Grunberg parece não estar atento ao que as imagens podem comunicar. Em uma cena dentro da casa da avó de Gabrielle, a velha senhora oferece uma xícara de chá para Rambo e a câmera acompanha o movimento da xícara, em plano detalhe, como se isso fosse algo relevante para a trama, mas não é. E o diretor sabe como funciona esse recurso gramático, pois depois ele filma um detalhe da pulseira de Gabrielle e esse objeto, sim, terá função importante na narrativa.
Ainda sobre a direção
Ainda em relação à direção, outra cena defeituosa aparece quando Rambo aconselha avó de Gabrielle a deixar a casa e morar em outro lugar, após a morte da adolescente. No mesmo momento, ela entra no carro dela e vai embora, sem ao menos levar nada. Evidentemente, eram duas cenas distintas, mas Gruberg colocou numa só e ficou muito artificial. Em erro similar na sequência final do filme, vemos o chefão dos traficantes tentar se comunicar com seus capangas e ninguém responde. O público logo pensa que ele já é o último sobrevivente, mas na verdade alguns de seus homens ainda estão no combate.
Rambo: Até o Fim só se segura pelo seu personagem forte, mas isso é mérito dos filmes anteriores da franquia.

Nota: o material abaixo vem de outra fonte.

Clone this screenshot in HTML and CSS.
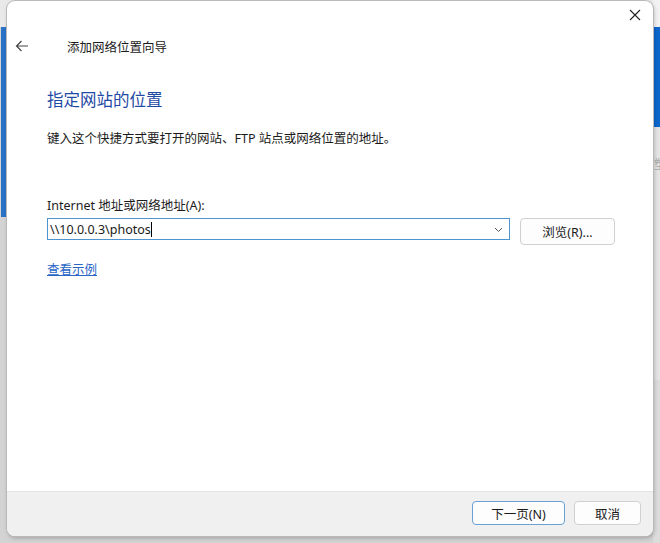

Fica claro que Sylvester Stallone tem muito mais carinho pela outra franquia sua de sucesso, Rocky, considerando que Creed: Nascido Para Lutar e Creed II são filmes muito bons e fiéis ao tom dos seus precursores.
Enfim, resta aos fãs de Rambo insatisfeitos com esse último capítulo da franquia pelo menos curtir um pouco de nostalgia com as cenas antigas nos créditos finais.
Ficha técnica:
Rambo: Até o Fim (Rambo: Last Blood) EUA. 89 min. Dir: Adrian Grunberg. Rot: Matthew Cirulnick, Sylvester Stallone. Elenco: Sylvester Stallone, Paz Vega, Yvette Monreal, Óscar Jaenada, Sergio Peris-Mencheta, Adriana Barraza, Diana Bermudez.